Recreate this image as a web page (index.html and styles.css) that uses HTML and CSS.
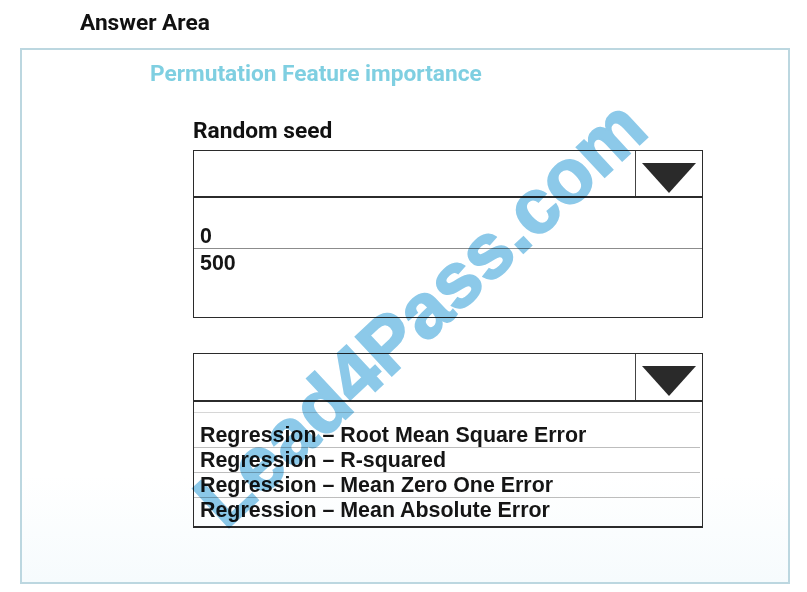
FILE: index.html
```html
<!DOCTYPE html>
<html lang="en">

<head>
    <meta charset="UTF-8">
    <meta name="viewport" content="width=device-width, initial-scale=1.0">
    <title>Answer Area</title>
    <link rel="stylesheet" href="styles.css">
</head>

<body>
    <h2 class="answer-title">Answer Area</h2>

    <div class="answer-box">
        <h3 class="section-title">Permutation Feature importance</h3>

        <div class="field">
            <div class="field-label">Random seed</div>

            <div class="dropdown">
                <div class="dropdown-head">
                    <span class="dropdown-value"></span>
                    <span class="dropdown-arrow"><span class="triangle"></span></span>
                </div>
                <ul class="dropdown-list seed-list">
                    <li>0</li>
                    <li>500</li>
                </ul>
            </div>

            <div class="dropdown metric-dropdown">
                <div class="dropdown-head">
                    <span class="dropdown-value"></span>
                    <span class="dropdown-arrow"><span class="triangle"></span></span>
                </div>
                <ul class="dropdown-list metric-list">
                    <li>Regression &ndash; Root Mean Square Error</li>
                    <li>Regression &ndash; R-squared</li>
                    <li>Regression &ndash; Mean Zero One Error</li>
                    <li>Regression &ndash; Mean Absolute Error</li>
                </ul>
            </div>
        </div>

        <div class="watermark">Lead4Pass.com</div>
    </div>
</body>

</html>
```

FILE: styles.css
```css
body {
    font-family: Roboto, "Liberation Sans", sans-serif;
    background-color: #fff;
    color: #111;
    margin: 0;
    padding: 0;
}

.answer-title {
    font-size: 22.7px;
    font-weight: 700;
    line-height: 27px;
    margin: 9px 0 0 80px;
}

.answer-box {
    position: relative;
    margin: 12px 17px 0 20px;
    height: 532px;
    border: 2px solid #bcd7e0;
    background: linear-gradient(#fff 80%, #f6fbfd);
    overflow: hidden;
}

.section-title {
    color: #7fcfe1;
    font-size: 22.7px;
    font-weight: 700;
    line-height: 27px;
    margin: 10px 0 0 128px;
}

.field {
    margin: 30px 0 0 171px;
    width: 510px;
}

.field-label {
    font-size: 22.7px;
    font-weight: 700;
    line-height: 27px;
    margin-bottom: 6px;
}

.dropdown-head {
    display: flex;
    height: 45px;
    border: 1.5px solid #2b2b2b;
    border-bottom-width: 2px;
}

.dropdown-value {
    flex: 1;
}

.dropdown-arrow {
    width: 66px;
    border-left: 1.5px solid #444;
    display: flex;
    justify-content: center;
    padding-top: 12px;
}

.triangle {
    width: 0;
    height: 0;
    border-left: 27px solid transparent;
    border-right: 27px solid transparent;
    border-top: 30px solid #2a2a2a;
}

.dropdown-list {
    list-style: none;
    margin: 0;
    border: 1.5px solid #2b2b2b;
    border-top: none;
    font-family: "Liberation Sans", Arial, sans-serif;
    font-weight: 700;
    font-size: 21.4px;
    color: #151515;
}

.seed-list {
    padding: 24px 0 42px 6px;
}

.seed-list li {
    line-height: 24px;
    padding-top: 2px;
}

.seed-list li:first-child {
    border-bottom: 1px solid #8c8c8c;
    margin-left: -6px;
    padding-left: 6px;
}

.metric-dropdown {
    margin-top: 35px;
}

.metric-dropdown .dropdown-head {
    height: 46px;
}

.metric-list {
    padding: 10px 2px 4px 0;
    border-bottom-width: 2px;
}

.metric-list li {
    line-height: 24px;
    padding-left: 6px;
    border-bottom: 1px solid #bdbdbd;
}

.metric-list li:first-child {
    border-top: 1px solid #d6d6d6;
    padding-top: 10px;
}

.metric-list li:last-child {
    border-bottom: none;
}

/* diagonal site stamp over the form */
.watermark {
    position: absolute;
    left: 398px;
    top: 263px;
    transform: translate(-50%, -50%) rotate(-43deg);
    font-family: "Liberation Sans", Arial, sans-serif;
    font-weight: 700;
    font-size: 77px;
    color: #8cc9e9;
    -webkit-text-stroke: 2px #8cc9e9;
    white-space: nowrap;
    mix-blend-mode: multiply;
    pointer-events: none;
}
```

┄┄┄┄┄┄┄┄┄┄

* THE PROBLEM
Take the listing above and print it exactly, apart from the pictures.

* RESULT OF THIS EXERCISE
Recreate this image as a web page (index.html and styles.css) that uses HTML and CSS.
FILE: index.html
```html
<!DOCTYPE html>
<html lang="en">

<head>
    <meta charset="UTF-8">
    <meta name="viewport" content="width=device-width, initial-scale=1.0">
    <title>Answer Area</title>
    <link rel="stylesheet" href="styles.css">
</head>

<body>
    <h2 class="answer-title">Answer Area</h2>

    <div class="answer-box">
        <h3 class="section-title">Permutation Feature importance</h3>

        <div class="field">
            <div class="field-label">Random seed</div>

            <div class="dropdown">
                <div class="dropdown-head">
                    <span class="dropdown-value"></span>
                    <span class="dropdown-arrow"><span class="triangle"></span></span>
                </div>
                <ul class="dropdown-list seed-list">
                    <li>0</li>
                    <li>500</li>
                </ul>
            </div>

            <div class="dropdown metric-dropdown">
                <div class="dropdown-head">
                    <span class="dropdown-value"></span>
                    <span class="dropdown-arrow"><span class="triangle"></span></span>
                </div>
                <ul class="dropdown-list metric-list">
                    <li>Regression &ndash; Root Mean Square Error</li>
                    <li>Regression &ndash; R-squared</li>
                    <li>Regression &ndash; Mean Zero One Error</li>
                    <li>Regression &ndash; Mean Absolute Error</li>
                </ul>
            </div>
        </div>

        <div class="watermark">Lead4Pass.com</div>
    </div>
</body>

</html>
```

FILE: styles.css
```css
body {
    font-family: Roboto, "Liberation Sans", sans-serif;
    background-color: #fff;
    color: #111;
    margin: 0;
    padding: 0;
}

.answer-title {
    font-size: 22.7px;
    font-weight: 700;
    line-height: 27px;
    margin: 9px 0 0 80px;
}

.answer-box {
    position: relative;
    margin: 12px 17px 0 20px;
    height: 532px;
    border: 2px solid #bcd7e0;
    background: linear-gradient(#fff 80%, #f6fbfd);
    overflow: hidden;
}

.section-title {
    color: #7fcfe1;
    font-size: 22.7px;
    font-weight: 700;
    line-height: 27px;
    margin: 10px 0 0 128px;
}

.field {
    margin: 30px 0 0 171px;
    width: 510px;
}

.field-label {
    font-size: 22.7px;
    font-weight: 700;
    line-height: 27px;
    margin-bottom: 6px;
}

.dropdown-head {
    display: flex;
    height: 45px;
    border: 1.5px solid #2b2b2b;
    border-bottom-width: 2px;
}

.dropdown-value {
    flex: 1;
}

.dropdown-arrow {
    width: 66px;
    border-left: 1.5px solid #444;
    display: flex;
    justify-content: center;
    padding-top: 12px;
}

.triangle {
    width: 0;
    height: 0;
    border-left: 27px solid transparent;
    border-right: 27px solid transparent;
    border-top: 30px solid #2a2a2a;
}

.dropdown-list {
    list-style: none;
    margin: 0;
    border: 1.5px solid #2b2b2b;
    border-top: none;
    font-family: "Liberation Sans", Arial, sans-serif;
    font-weight: 700;
    font-size: 21.4px;
    color: #151515;
}

.seed-list {
    padding: 24px 0 42px 6px;
}

.seed-list li {
    line-height: 24px;
    padding-top: 2px;
}

.seed-list li:first-child {
    border-bottom: 1px solid #8c8c8c;
    margin-left: -6px;
    padding-left: 6px;
}

.metric-dropdown {
    margin-top: 35px;
}

.metric-dropdown .dropdown-head {
    height: 46px;
}

.metric-list {
    padding: 10px 2px 4px 0;
    border-bottom-width: 2px;
}

.metric-list li {
    line-height: 24px;
    padding-left: 6px;
    border-bottom: 1px solid #bdbdbd;
}

.metric-list li:first-child {
    border-top: 1px solid #d6d6d6;
    padding-top: 10px;
}

.metric-list li:last-child {
    border-bottom: none;
}

/* diagonal site stamp over the form */
.watermark {
    position: absolute;
    left: 398px;
    top: 263px;
    transform: translate(-50%, -50%) rotate(-43deg);
    font-family: "Liberation Sans", Arial, sans-serif;
    font-weight: 700;
    font-size: 77px;
    color: #8cc9e9;
    -webkit-text-stroke: 2px #8cc9e9;
    white-space: nowrap;
    mix-blend-mode: multiply;
    pointer-events: none;
}
```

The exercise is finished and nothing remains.